Johnny sits recumbent in his wheelchair with his oversized head hanging over the back of it. He starts dancing to the Aphex Twin track "Afx237 v.7" while his chihuahua watches. His dancing involves him performing balancing tricks with his wheelchair and deflecting light beams with his hands. A door opens and Johnny is interrupted by an aggressive male voice. During this, Johnny is sitting upright in the wheelchair. The voice yells at him indistinctly, a slap to Johnny's face is implied, and the door is slammed shut.

Johnny snorts a large line of cocaine. He screams in the dark and then hides behind a door, avoiding white light beams. Johnny's face smashes repeatedly into a glass surface, and each time chunks of his face articulate the vocals in the song. He is interrupted a second time by the voice, after which Johnny once again reclines back in his wheelchair and babbles at his chihuahua.

The credits roll over a night scene of a train passing in the distance.

Production
Shot on DV night-vision, the film was made in Cunningham's own time as a home movie of sorts, and took three and half years of weekends to complete.

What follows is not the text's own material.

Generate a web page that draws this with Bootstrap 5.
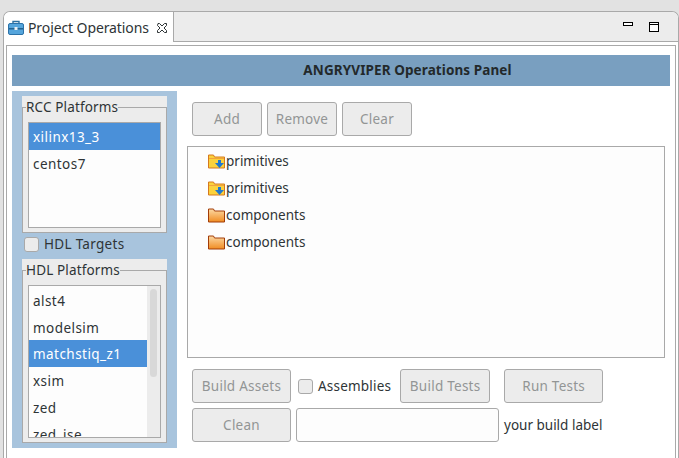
<!DOCTYPE html>
<html lang="en">
<head>
    <meta charset="UTF-8">
    <title>Project Operations</title>
    <link href="https://cdn.jsdelivr.net/npm/bootstrap@5.3.0/dist/css/bootstrap.min.css" rel="stylesheet">
    <style>
        html, body { height: 458px; overflow: hidden; }
        body {
            background: #e2e2e2;
            color: #2e3436;
            font-family: "Noto Sans", "DejaVu Sans", sans-serif;
            font-size: 13.5px;
            padding: 11px 0 0 3px;
        }
        .view-shell {
            height: 447px;
            background: #fff;
            border: 1px solid #a9a9a9;
            border-bottom: 0;
            border-radius: 7px 7px 0 0;
            overflow: hidden;
        }
        .tab-strip { height: 30px; }
        .view-tab {
            width: 170px;
            padding: 1px 6px 0 4px;
            background: #fff;
            border-right: 1px solid #a9a9a9;
            font-size: 14px;
        }
        .tab-name { margin-left: 4px; letter-spacing: -.1px; }
        .tab-filler {
            background: #ececec;
            border-bottom: 1px solid #a9a9a9;
            padding: 0 19px 0 0;
            gap: 16px;
        }
        .min-icon { margin-top: -5px; }
        .view-frame {
            height: 414px;
            margin: 3px 2px 0 2px;
            padding: 9px 5px 0 5px;
            border: 1px solid #a9a9a9;
            border-bottom: 0;
        }
        .panel-title {
            height: 31px;
            background: #799fc0;
            color: #23292b;
            font-weight: 700;
            font-size: 13.5px;
            letter-spacing: .1px;
            padding-left: 133px;
        }
        .body-row { margin-top: 5px; height: 357px; }
        .side-panel {
            width: 165px;
            background: #a8c4dd;
            padding: 5px 10px;
        }
        .plat-group {
            background: #ececec;
            position: relative;
            padding: 11px 0 0 0;
        }
        .plat-inner {
            border: 1px solid #a9a9a9;
            padding: 14px 5px 4px 5px;
            height: 100%;
        }
        .plat-label {
            position: absolute;
            left: 4px;
            top: 3px;
            background: #ececec;
            line-height: 16px;
            letter-spacing: .15px;
        }
        .plat-group-rcc { height: 137px; }
        .plat-group-hdl { height: 184px; }
        .plat-list {
            background: #fdfdfd;
            border: 1px solid #a9a9a9;
            border-radius: 0;
            height: 100%;
            overflow: hidden;
            flex-wrap: nowrap;
        }
        .plat-list .list-group-item {
            background: transparent;
            border: 0;
            color: #2e3436;
            border-radius: 0;
            padding: 0 4px;
            height: 27px;
            line-height: 29px;
            flex-shrink: 0;
            letter-spacing: .45px;
        }
        .plat-list .list-group-item.active { background: #4a90d9; color: #fff; }
        .hdl-scroll { padding-top: 1px; }
        .hdl-track {
            width: 13px;
            background: #ececec;
            padding: 3px 3px;
        }
        .hdl-thumb { width: 7px; height: 88px; background: #d8d8d8; border-radius: 4px; }
        .hdl-targets { height: 26px; padding: 0 0 4px 2px; gap: 5px; letter-spacing: .3px; }
        .eclipse-check.form-check-input {
            width: 15px;
            height: 15px;
            margin: 0;
            background-color: #ececec;
            border: 1px solid #a9a9a9;
            border-radius: 3px;
        }
        .work-area { padding: 11px 0 0 15px; }
        .btn-line { gap: 5px; }
        .gray-btn.btn {
            --bs-btn-disabled-opacity: 1;
            --bs-btn-disabled-bg: #ececec;
            --bs-btn-disabled-border-color: #a9a9a9;
            --bs-btn-disabled-color: #929595;
            height: 34px;
            padding: 0;
            font-size: 13.5px;
            letter-spacing: .25px;
            border-radius: 3px;
        }
        .btn-small { width: 70px; }
        .btn-wide { width: 99px; }
        .btn-mid { width: 90px; }
        .tree-box {
            height: 212px;
            margin: 10px 5px 0 -5px;
            background: #fdfdfd;
            border: 1px solid #a9a9a9;
            padding: 1px 0 0 20px;
        }
        .tree-row { height: 27px; line-height: 27px; gap: 1px; }
        .tree-row svg { flex: none; }
        .build-row { margin-top: 11px; height: 34px; }
        .label-row { margin-top: 5px; height: 34px; gap: 5px; }
        .assemblies-check { margin-left: 7px !important; }
        .assemblies-text { margin-left: 5px; letter-spacing: .2px; }
        .tests-btn { margin-left: 9px; }
        .run-btn { margin-left: 14px; }
        .build-input.form-control {
            width: 203px;
            height: 34px;
            background: #fdfdfd;
            border-color: #a9a9a9;
            border-radius: 3px;
        }
    </style>
</head>
<body>
    <div class="view-shell">
        <!-- Tab strip -->
        <div class="tab-strip d-flex">
            <div class="view-tab d-flex align-items-center">
                <svg width="16" height="15" viewBox="0 0 16 15">
                    <path d="M5 4V1.500h6V4" fill="none" stroke="#2c6f9f" stroke-width="1.4"/>
                    <rect x="0.5" y="3.500" width="15" height="11" rx="1.5" fill="#55a5dc" stroke="#2c72a8"/>
                    <rect x="1" y="8" width="14" height="1.5" fill="#24628f"/>
                    <rect x="6.500" y="7" width="3" height="3" fill="#e8eef2"/>
                </svg>
                <span class="tab-name flex-grow-1">Project Operations</span>
                <svg width="10" height="10" viewBox="0 0 10 10">
                    <path d="M1 .5h1.500L5 3 7.500.5H9.500v2L7 5l2.500 2.500v2H7.500L5 7 2.500 9.500H.5v-2L3 5 .5 2.500z" fill="#fff" stroke="#2e3436" stroke-width="1"/>
                </svg>
            </div>
            <div class="tab-filler flex-grow-1 d-flex justify-content-end align-items-center">
                <svg class="min-icon" width="10" height="4" viewBox="0 0 10 4"><rect x=".5" y=".5" width="9" height="3" fill="#fff" stroke="#000"/></svg>
                <svg width="10" height="10" viewBox="0 0 10 10"><rect x=".5" y=".5" width="9" height="9" fill="#fff" stroke="#000"/><path d="M0 2.500h10" stroke="#000"/></svg>
            </div>
        </div>

        <div class="view-frame">
            <div class="panel-title d-flex align-items-center justify-content-center">ANGRYVIPER Operations Panel</div>

            <div class="body-row d-flex">
                <!-- Platform lists -->
                <div class="side-panel flex-shrink-0">
                    <div class="plat-group plat-group-rcc">
                        <span class="plat-label">RCC Platforms</span>
                        <div class="plat-inner">
                            <div class="plat-list list-group">
                                <div class="list-group-item active">xilinx13_3</div>
                                <div class="list-group-item">centos7</div>
                            </div>
                        </div>
                    </div>
                    <div class="hdl-targets d-flex align-items-center">
                        <input class="eclipse-check form-check-input" type="checkbox">
                        <span>HDL Targets</span>
                    </div>
                    <div class="plat-group plat-group-hdl">
                        <span class="plat-label">HDL Platforms</span>
                        <div class="plat-inner">
                            <div class="plat-list d-flex flex-row">
                                <div class="hdl-scroll list-group flex-grow-1">
                                    <div class="list-group-item">alst4</div>
                                    <div class="list-group-item">modelsim</div>
                                    <div class="list-group-item active">matchstiq_z1</div>
                                    <div class="list-group-item">xsim</div>
                                    <div class="list-group-item">zed</div>
                                    <div class="list-group-item">zed_ise</div>
                                </div>
                                <div class="hdl-track flex-shrink-0"><div class="hdl-thumb"></div></div>
                            </div>
                        </div>
                    </div>
                </div>

                <!-- Assets -->
                <div class="work-area flex-grow-1">
                    <div class="btn-line d-flex">
                        <button class="gray-btn btn btn-small" disabled>Add</button>
                        <button class="gray-btn btn btn-small" disabled>Remove</button>
                        <button class="gray-btn btn btn-small" disabled>Clear</button>
                    </div>
                    <div class="tree-box">
                        <div class="tree-row d-flex align-items-center">
                            <svg width="17" height="15" viewBox="0 0 17 15"><path d="M.5 14V1h5l1 2h10v11z" fill="#fbd23c" stroke="#d5791f"/><path d="M1 4.500h15" stroke="#f2a33c"/><path d="M7 9h3V6h3v3h3l-4.500 5z" fill="#1f78cf"/></svg>
                            <span>primitives</span>
                        </div>
                        <div class="tree-row d-flex align-items-center">
                            <svg width="17" height="15" viewBox="0 0 17 15"><path d="M.5 14V1h5l1 2h10v11z" fill="#fbd23c" stroke="#d5791f"/><path d="M1 4.500h15" stroke="#f2a33c"/><path d="M7 9h3V6h3v3h3l-4.500 5z" fill="#1f78cf"/></svg>
                            <span>primitives</span>
                        </div>
                        <div class="tree-row d-flex align-items-center">
                            <svg width="17" height="15" viewBox="0 0 17 15"><defs><linearGradient id="fo" x1="0" y1="0" x2="0" y2="1"><stop offset="0" stop-color="#fcd9a4"/><stop offset="1" stop-color="#f08c22"/></linearGradient></defs><path d="M.5 14V1h5l1 2h10v11z" fill="url(#fo)" stroke="#a23c08"/></svg>
                            <span>components</span>
                        </div>
                        <div class="tree-row d-flex align-items-center">
                            <svg width="17" height="15" viewBox="0 0 17 15"><path d="M.5 14V1h5l1 2h10v11z" fill="url(#fo)" stroke="#a23c08"/></svg>
                            <span>components</span>
                        </div>
                    </div>
                    <div class="build-row d-flex align-items-center">
                        <button class="gray-btn btn btn-wide" disabled>Build Assets</button>
                        <input class="eclipse-check assemblies-check form-check-input" type="checkbox">
                        <span class="assemblies-text">Assemblies</span>
                        <button class="gray-btn btn btn-mid tests-btn" disabled>Build Tests</button>
                        <button class="gray-btn btn btn-wide run-btn" disabled>Run Tests</button>
                    </div>
                    <div class="label-row d-flex align-items-center">
                        <button class="gray-btn btn btn-wide" disabled>Clean</button>
                        <input class="build-input form-control" type="text">
                        <span>your build label</span>
                    </div>
                </div>
            </div>
        </div>
    </div>
    <script src="https://cdn.jsdelivr.net/npm/bootstrap@5.3.0/dist/js/bootstrap.bundle.min.js"></script>
</body>
</html>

Cunningham explained that the effect of an exploding head was made using "just a tangerine and Plasticine with a banger inside it". He created some effects in his own kitchen instead of relying on CGI.

Release

Home media
Rubber Johnny was released on DVD by Warp on 20 June and 12 July 2005. The latter release included a book on the film containing 40-odd pages.

Reception

Pascal Wyse of The Guardian referred to it as "virtuosic grossness", stating, "there is more fleeting shock than real haunting. Perhaps, in all the synaptic mayhem, there is just no room for the viewer to contact their own demons." Treble.com listed the film in its "10 Terrifying Music Videos", calling it "both hilarious and terrifying".

Writing for The Telegraph, Chris Campion asserted that the video was "like a Looney Tunes short for a generation raised on video nasties and rave music".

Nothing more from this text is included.